Clearly, even before the arrival of Homo sapiens, some previous and more limited versions of this basic awareness, which might have been present in the hominid populations as the threshold for our more comprehensive cognitive awareness approached a minimal level, may have provided the seeds for the blossoming of our ability to more fully access consciousness as we do in our 21st century world. Many of the advantages and advances along the way for human beings socially, culturally, and cognitively have been enriched and expanded by our subsequent evolution since humans first began to demonstrate their capacity for intelligence and self-awareness, and became more evident as a fuller and more comprehensive human subjective awareness became commonplace.

As with most other human capacities, cognition is absolutely essential to our survival, and while we need our miraculous brains to make sense of experiences, to retain memories, and to advance our understanding of ourselves and our universe, each of our capacities provides a vital component, and our bodies and each of our sensory and biological systems contribute essential elements that make experiential functionality useful. While our brain represents the central locus of our mental activity, and acts as the coordinator of both bodily and cognitive functions, simply “being conscious,”–alert and awake–does not describe the comprehensive phenomena of consciousness, and to suggest that the brain alone “generates” consciousness reduces this profoundly important aspect of our humanity to merely being another bodily function like respiration and digestion.

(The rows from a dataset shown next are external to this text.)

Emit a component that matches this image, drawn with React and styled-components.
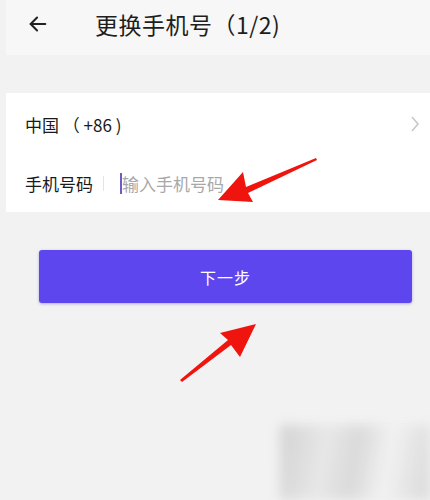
import styled, { createGlobalStyle } from "styled-components";

const Global = createGlobalStyle`
  body {
    margin: 0;
    background: #f2f2f2;
    font-family: "Noto Sans CJK SC", "Noto Sans", sans-serif;
  }
`;

const Page = styled.div`
  position: relative;
  width: 430px;
  height: 500px;
  overflow: hidden;
  background: #f2f2f2;
`;

const Frame = styled.div`
  margin-left: 6px;
`;

const Header = styled.header`
  height: 55px;
  background: #f7f7f7;
  display: flex;
  align-items: center;
  padding-bottom: 8px;
  box-sizing: border-box;
`;

const Back = styled.div`
  width: 89px;
  padding-left: 21px;
  box-sizing: border-box;
  display: flex;
  align-items: center;
`;

const Title = styled.h1`
  margin: 0;
  font-size: 23px;
  font-weight: 400;
  color: #1e1e1e;
  letter-spacing: 0.5px;
`;

const Card = styled.section`
  margin-top: 38px;
  background: #fff;
  padding: 0 10px 0 19px;
`;

const Row = styled.div`
  height: ${(p) => p.h}px;
  display: flex;
  align-items: center;
  font-size: 17px;
  color: #1a1a1a;
`;

const Label = styled.span`
  flex: ${(p) => (p.grow ? 1 : "none")};
  white-space: pre;
`;

const Divider = styled.span`
  width: 1px;
  height: 15px;
  background: #e4e4e4;
  margin: 0 16px 0 10px;
`;

const Caret = styled.span`
  width: 2px;
  height: 21px;
  background: #6a5ccc;
`;

const Placeholder = styled.span`
  color: #a8a8a8;
  font-size: 17px;
`;

const Button = styled.button`
  display: block;
  margin: 38px 0 0 33px;
  width: 373px;
  height: 53px;
  border: none;
  border-radius: 3px;
  background: #5e46ef;
  color: #fff;
  font-family: inherit;
  font-size: 16px;
  letter-spacing: 1px;
  box-shadow: 0 1px 3px rgba(60, 40, 160, 0.35);
`;

const Overlay = styled.svg`
  position: absolute;
  left: 0;
  top: 0;
  pointer-events: none;
`;

const Watermark = styled.div`
  position: absolute;
  left: 280px;
  top: 425px;
  width: 150px;
  height: 75px;
  background: linear-gradient(100deg, #cdcdcd 0%, #e6e6e6 30%, #d6d6d6 50%, #f2f2f2 70%, #d4d4d4 100%);
  filter: blur(6px);
  opacity: 0.85;
`;

export default function App() {
  return (
    <Page>
      <Global />
      <Frame>
        <Header>
          <Back>
            <svg width="22" height="22" viewBox="0 0 24 24" fill="none" stroke="#222" strokeWidth="2.2" strokeLinecap="round" strokeLinejoin="round">
              <path d="M20 12H4" />
              <path d="M11 5l-7 7 7 7" />
            </svg>
          </Back>
          <Title>更换手机号（1/2)</Title>
        </Header>
        <Card>
          <Row h={62}>
            <Label grow>中国 （ +86 )</Label>
            <svg width="10" height="16" viewBox="0 0 10 16" fill="none" stroke="#c8c8c8" strokeWidth="1.6">
              <path d="M2 1l6 7-6 7" />
            </svg>
          </Row>
          <Row h={57}>
            <Label>手机号码</Label>
            <Divider />
            <Caret />
            <Placeholder>输入手机号码</Placeholder>
          </Row>
        </Card>
        <Button>下一步</Button>
      </Frame>
      <Watermark />
      <Overlay width="430" height="500" viewBox="0 0 430 500">
        <polygon points="316,158 246,187 243,172 218,200 253,202 248,193 317,160" fill="#f0140f" />
        <polygon points="182,382 231,345 240,357 256,324 220,333 228,340 180,380" fill="#f0140f" />
      </Overlay>
    </Page>
  );
}
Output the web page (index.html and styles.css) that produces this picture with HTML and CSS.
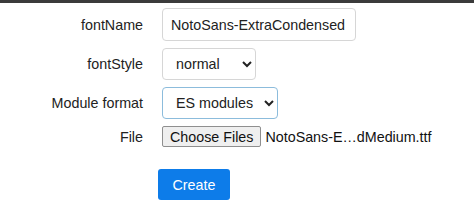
FILE: index.html
```html
<!DOCTYPE html>
<html lang="en">
<head>
  <meta charset="UTF-8">
  <title>Font converter</title>
  <link rel="stylesheet" href="styles.css">
</head>
<body>
  <div class="topbar"></div>

  <form class="settings">
    <label class="field-label" for="font-name">fontName</label>
    <input type="text" id="font-name" class="text-input" value="NotoSans-ExtraCondensed">

    <label class="field-label" for="font-style">fontStyle</label>
    <select id="font-style" class="select select-style">
      <option>normal</option>
      <option>italic</option>
    </select>

    <label class="field-label" for="module-format">Module format</label>
    <select id="module-format" class="select select-module focused">
      <option>ES modules</option>
      <option>CommonJS</option>
    </select>

    <span class="field-label">File</span>
    <div class="file-row">
      <button type="button" class="file-button">Choose Files</button>
      <span class="file-name">NotoSans-E…dMedium.ttf</span>
    </div>

    <div class="actions">
      <button type="button" class="create-button">Create</button>
    </div>
  </form>
</body>
</html>
```

FILE: styles.css
```css
body {
  margin: 0;
  font-family: Arial, "Liberation Sans", sans-serif;
  font-size: 14.3px;
  color: #222;
  background: #fff;
}
.topbar {
  height: 3px;
  background: #3b3b3b;
}
.settings {
  display: grid;
  grid-template-columns: 143px auto;
  column-gap: 19px;
  row-gap: 7px;
  align-items: center;
  justify-items: start;
  padding-top: 5px;
}
.field-label {
  justify-self: end;
  color: #222;
}
.text-input,
.select {
  box-sizing: border-box;
  font-family: inherit;
  font-size: 14.3px;
  color: #222;
  background: #fff;
  border: 1px solid #d6d6d6;
  border-radius: 4px;
}
.text-input {
  width: 194px;
  height: 33px;
  padding: 0 8px;
}
.select {
  height: 32px;
  padding: 0 3px 0 9px;
}
.select-style {
  width: 94px;
}
.select-module {
  width: 116px;
}
.select.focused {
  border-color: #8cbcdc;
}
.file-row {
  display: flex;
  align-items: center;
  gap: 4px;
}
.file-button {
  box-sizing: border-box;
  height: 21px;
  padding: 0 7px;
  font-family: inherit;
  font-size: 14.3px;
  color: #111;
  background: #efefef;
  border: 1px solid #8f8f8f;
  border-radius: 2px;
}
.file-name {
  color: #111;
}
.actions {
  grid-column: 2;
  margin-top: 15px;
  margin-left: -4px;
}
.create-button {
  height: 31px;
  width: 72px;
  font-family: inherit;
  font-size: 14.3px;
  color: #fff;
  background: #0d7ce9;
  border: none;
  border-radius: 3px;
}
```
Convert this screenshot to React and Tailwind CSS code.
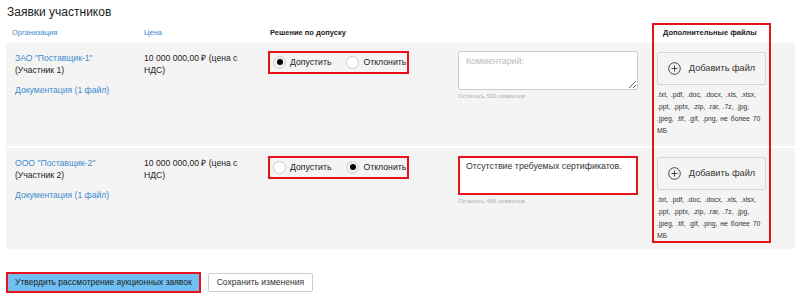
import React from "react";

function Radio({ checked, label }) {
  return (
    <div className="flex items-center">
      <div className={`w-[13px] h-[13px] rounded-full border border-[#cfcfcf] flex items-center justify-center ${checked ? "bg-[#f0f0f0]" : "bg-white"}`}>
        {checked && <div className="w-[6px] h-[6px] rounded-full bg-black" />}
      </div>
      <span className="ml-[4px] text-[8.7px] text-[#222]">{label}</span>
    </div>
  );
}

function PlusIcon() {
  return (
    <svg width="13" height="13" viewBox="0 0 13 13" fill="none">
      <circle cx="6.5" cy="6.5" r="5.8" stroke="#444" strokeWidth="1" />
      <path d="M6.5 3.5v6M3.5 6.5h6" stroke="#444" strokeWidth="1" />
    </svg>
  );
}

function Files() {
  return (
    <div className="w-[109px] flex flex-col">
      <div className="h-[33px] border border-[#d4d4d4] rounded-[2px] bg-[#f4f4f4] flex items-center justify-center gap-[8px]">
        <PlusIcon />
        <span className="text-[9.2px] text-[#333]">Добавить файл</span>
      </div>
      <div className="mt-[4px] text-[6.8px] leading-[12px] text-[#333] whitespace-nowrap [word-spacing:1px]">
        <div>.txt, .pdf, .doc, .docx, .xls, .xlsx,</div>
        <div>.ppt, .pptx, .zip, .rar, .7z, .jpg,</div>
        <div>.jpeg, .tif, .gif, .png, не более 70</div>
        <div>МБ</div>
      </div>
    </div>
  );
}

function Row({ org, num, first, comment, remaining, h }) {
  return (
    <div className={`flex bg-[#f4f4f4] ${h}`}>
      <div className="w-[138px] pl-[9px] pt-[9px] text-[8.6px] leading-[12px]">
        <div className="text-[#3d8bcd]">{org}</div>
        <div className="text-[#222]">(Участник {num})</div>
        <div className="text-[#3d8bcd] mt-[8px]">Документация (1 файл)</div>
      </div>
      <div className="w-[124px] pt-[9px] text-[8.6px] leading-[12px] text-[#222]">
        <div>10 000 000,00 ₽ (цена с</div>
        <div>НДС)</div>
      </div>
      <div className="w-[190px] pt-[8px]">
        <div className="w-[141px] h-[23px] border-2 border-[#e8121b] flex items-center pl-[3px] gap-[15px]">
          <Radio checked={first} label="Допустить" />
          <Radio checked={!first} label="Отклонить" />
        </div>
      </div>
      <div className="w-[199px] pt-[8px]">
        {comment ? (
          <div className="w-[180px] h-[39px] border-2 border-[#e8121b] bg-white px-[6px] pt-[2px] text-[8.8px] text-[#333] whitespace-nowrap">
            Отсутствие требуемых сертификатов.
          </div>
        ) : (
          <textarea
            className="block w-[180px] h-[39px] border border-[#ccc] rounded-[2px] bg-white px-[7px] pt-[3px] text-[8.8px] text-[#333] placeholder:text-[#bbb] resize-y outline-none"
            placeholder="Комментарий:"
          />
        )}
        <div className="mt-[2px] text-[6px] text-[#b0b0b0]">Осталось {remaining} символов</div>
      </div>
      <div className="pt-[9px]">
        <Files />
      </div>
    </div>
  );
}

export default function App() {
  return (
    <div className="w-[800px] h-[299px] bg-white relative overflow-hidden font-['Liberation_Sans',Arial,sans-serif]">
      <div className="pl-[7px] pt-[3px] text-[12px] leading-[18px] text-[#222]">Заявки участников</div>
      <div className="flex h-[20px] items-center pl-[12px] mt-[2px] text-[7.5px]">
        <div className="w-[132px] text-[#3d8bcd]">Организация</div>
        <div className="w-[126px] text-[#3d8bcd]">Цена</div>
        <div className="w-[393px] font-bold text-[#222]">Решение по допуску</div>
        <div className="font-bold text-[#222]">Дополнительные файлы</div>
      </div>
      <div className="ml-[6px] w-[789px] flex flex-col gap-[2px]">
        <Row org={'ЗАО "Поставщик-1"'} num={1} first={true} comment={false} remaining={500} h="h-[103px]" />
        <Row org={'ООО "Поставщик-2"'} num={2} first={false} comment={true} remaining={466} h="h-[101px]" />
      </div>
      <div className="flex items-center gap-[7px] ml-[6px] mt-[23px]">
        <div className="h-[21px] px-[7px] border-2 border-[#e8121b] bg-[#6fbff3] flex items-center text-[8.5px] text-[#222]">
          Утвердить рассмотрение аукционных заявок
        </div>
        <div className="h-[19px] px-[8px] border border-[#ccc] rounded-[2px] bg-white flex items-center text-[8.5px] text-[#333]">
          Сохранить изменения
        </div>
      </div>
      <div className="absolute left-[652px] top-[23px] w-[119px] h-[220px] border-2 border-[#e8121b] pointer-events-none" />
    </div>
  );
}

Enormously important contributions are being made all the time in neuroscience and cognitive studies, and pursuing the goals of these endeavors helps us to more fully appreciate the astonishing array of important discoveries that often result from attention to them. Surely, in the interest of scientific curiosity and advancement in all areas of human understanding DEMANDS that we remain open to other possible areas of contribution to such a complex and profoundly important phenomena as our subjective experience of consciousness.